The Ming dynasty inherited the work of the Mongols and consolidated it. It survived under their reign and under that of the Ch'ing rulers until the final disintegration, of which we have but recently seen the results. The peaceful ideals of the Ming dynasty, the marked predominance of Confucianism as a code of ethics, with certain modifications by Chu Hsi, combined to form an ensemble that was apparently perfect and which made it possible to have faith in the excellence of the principles laid down by the monarchy. Thus a school was formed which had its own philosophy, manners and ideals, all of them cold, stiff and without spontaneity. It was an over-perfect machine which went like clockwork. The world was judged with a narrow and somewhat stupid self-confidence. The ideal dwelt in the word of Confucian writings, divorced from their true meaning, and so badly interpreted that they ceased to be understood aright. The meticulous, bureaucratic and hieratic administration of the Tartars was a perfect system of government. The machine was still new and worked well, whence arose a false impression of permanence which added still further to the complacency of the conservative mind. An art was necessary to this China. She had it. It was academic painting.



Side by side with this and yet apart, other influences were at work. Notwithstanding the prohibition of books on heterodox philosophies in schools, accompanied by the widespread decadence of Buddhism, and the complete downfall of Taoism owing to gross practices in popular magic, and despite the disdain of the official world, another element in China was preserving the spirit of the past, the restless spirit that craved novelty. In all probability its obscure workings did not appear immediately upon the surface, concealed as they were by the strictly prescribed screen of official China. They were sufficiently strong, however, to give rise to an art which differed essentially from academic art, and which numbered masters who were comparable with those of the past. In spite of adverse circumstances and the weight under which these movements were buried, they made themselves felt in violent upheavals. First let us draw a picture of the decadence of an art and later we shall return to activity and life.

Official painting in the Ming period rapidly stiffened into convention. To understand how it took shape, we must go back to the time of Hui Tsung and observe the method of recruiting talent in the Academy which he founded.

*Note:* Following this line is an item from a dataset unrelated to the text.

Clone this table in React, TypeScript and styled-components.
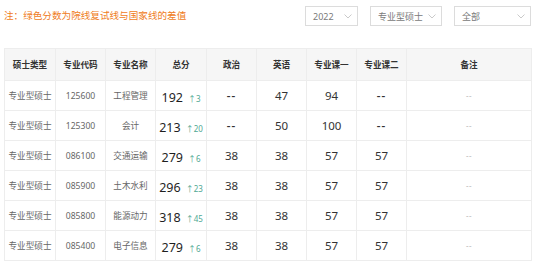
import styled, {createGlobalStyle} from "styled-components";

type Row = {
  type: string;
  code: string;
  name: string;
  total: number;
  diff: number;
  politics: string;
  english: string;
  course1: string;
  course2: string;
};

const rows: Row[] = [
  {type: "专业型硕士", code: "125600", name: "工程管理", total: 192, diff: 3, politics: "--", english: "47", course1: "94", course2: "--"},
  {type: "专业型硕士", code: "125300", name: "会计", total: 213, diff: 20, politics: "--", english: "50", course1: "100", course2: "--"},
  {type: "专业型硕士", code: "086100", name: "交通运输", total: 279, diff: 6, politics: "38", english: "38", course1: "57", course2: "57"},
  {type: "专业型硕士", code: "085900", name: "土木水利", total: 296, diff: 23, politics: "38", english: "38", course1: "57", course2: "57"},
  {type: "专业型硕士", code: "085800", name: "能源动力", total: 318, diff: 45, politics: "38", english: "38", course1: "57", course2: "57"},
  {type: "专业型硕士", code: "085400", name: "电子信息", total: 279, diff: 6, politics: "38", english: "38", course1: "57", course2: "57"},
];

const columns = [
  {title: "硕士类型", width: 51},
  {title: "专业代码", width: 50},
  {title: "专业名称", width: 50},
  {title: "总分", width: 51},
  {title: "政治", width: 50},
  {title: "英语", width: 50},
  {title: "专业课一", width: 50},
  {title: "专业课二", width: 50},
  {title: "备注", width: 125},
];

const GlobalStyle = createGlobalStyle`
  body {
    margin: 0;
    background: #ffffff;
    font-family: "Noto Sans", "Noto Sans CJK SC", sans-serif;
  }
`;

const Chevron = () => (
  <svg width="8" height="5" viewBox="0 0 8 5">
    <path d="M0.5 0.5 L4 4 L7.5 0.5" fill="none" stroke="#c4c4c4" strokeWidth="0.9" />
  </svg>
);

const App = () => {
  return (
    <Page>
      <GlobalStyle />
      <Toolbar>
        <Note>注：绿色分数为院线复试线与国家线的差值</Note>
        <Filters>
          <Select $width={53}>
            <span>2022</span>
            <Chevron />
          </Select>
          <Select $width={72}>
            <span>专业型硕士</span>
            <Chevron />
          </Select>
          <Select $width={77}>
            <span>全部</span>
            <Chevron />
          </Select>
        </Filters>
      </Toolbar>
      <Table>
        <colgroup>
          {columns.map((c) => (
            <col key={c.title} style={{width: c.width}} />
          ))}
        </colgroup>
        <thead>
          <tr>
            {columns.map((c) => (
              <HeadCell key={c.title}>{c.title}</HeadCell>
            ))}
          </tr>
        </thead>
        <tbody>
          {rows.map((r) => (
            <tr key={r.code}>
              <TextCell>{r.type}</TextCell>
              <TextCell>{r.code}</TextCell>
              <TextCell>{r.name}</TextCell>
              <Cell>
                <Total>{r.total}</Total>
                <Diff>↑{r.diff}</Diff>
              </Cell>
              <ScoreCell $dash={r.politics === "--"}>{r.politics}</ScoreCell>
              <ScoreCell $dash={r.english === "--"}>{r.english}</ScoreCell>
              <ScoreCell $dash={r.course1 === "--"}>{r.course1}</ScoreCell>
              <ScoreCell $dash={r.course2 === "--"}>{r.course2}</ScoreCell>
              <RemarkCell>--</RemarkCell>
            </tr>
          ))}
        </tbody>
      </Table>
    </Page>
  );
};

const Page = styled.div`
  width: 537px;
  padding: 0 6px 0 4px;
  box-sizing: border-box;
`;

const Toolbar = styled.div`
  height: 48px;
  display: flex;
  align-items: flex-start;
  justify-content: space-between;
`;

const Note = styled.div`
  margin-top: 9px;
  font-size: 9.6px;
  line-height: 13px;
  color: #ef7c22;
`;

const Filters = styled.div`
  display: flex;
  gap: 12px;
  margin-top: 6px;
`;

const Select = styled.div<{$width: number}>`
  width: ${(p) => p.$width}px;
  height: 20px;
  box-sizing: border-box;
  border: 1px solid #dcdcdc;
  display: flex;
  align-items: center;
  justify-content: space-between;
  padding: 0 5px 0 7px;
  font-size: 9px;
  color: #7a7a7a;
`;

const Table = styled.table`
  width: 527px;
  border-collapse: collapse;
  table-layout: fixed;
  border-top: 1px solid #ededed;
`;

const Cell = styled.td`
  height: 29px;
  padding: 0;
  text-align: center;
  border: 1px solid #ededed;
  white-space: nowrap;
`;

const HeadCell = styled.th`
  height: 31px;
  padding: 0;
  background: #f6f6f6;
  border: 1px solid #ededed;
  font-size: 8.6px;
  font-weight: 700;
  color: #333333;
`;

const TextCell = styled(Cell)`
  font-size: 8.6px;
  color: #666666;
`;

const Total = styled.span`
  font-size: 12.5px;
  color: #1f1f1f;
`;

const Diff = styled.span`
  margin-left: 5px;
  font-size: 8px;
  color: #4fa893;
`;

const ScoreCell = styled(Cell)<{$dash: boolean}>`
  font-size: 11.5px;
  letter-spacing: ${(p) => (p.$dash ? "1px" : "0")};
  font-weight: ${(p) => (p.$dash ? 600 : 400)};
  color: #333333;
`;

const RemarkCell = styled(Cell)`
  font-size: 8px;
  letter-spacing: 0.5px;
  color: #bdbdbd;
`;

export default App;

That painting was allied to philosophic and poetic thought is already known. It was always a refined diversion of poets and painters to unite in a quest for the beautiful. The poet wrote verses and the painter painted a picture suggesting, sometimes remotely, the thought enshrined in the poem. Such were the conditions upon which Hui Tsung instituted examinations, following which the doors of the Academy were open to the victor. He gave, for example, as subject for a competition a verse saying, "The bamboos envelop the inn beyond the bridge," which suggested a landscape with flowing water, a rustic bridge thrown across the stream, a cluster of bamboos on the bank, a "winehouse" half hidden in the verdure. All the competitors, the records say, set to work drawing with minute care the inn which they made the essential feature of the picture. Only one implied its presence by showing, above a dense cluster of bamboos, the little banner which in China denotes the presence of a "winehouse." Two verses of another poem in which allusion was made to the red flowers of spring were interpreted by the representation of a beautiful young girl dressed in red, leaning on a balustrade, for according to Chinese ideas, the thoughts of young men in spring turn there, as elsewhere, toward thoughts of love.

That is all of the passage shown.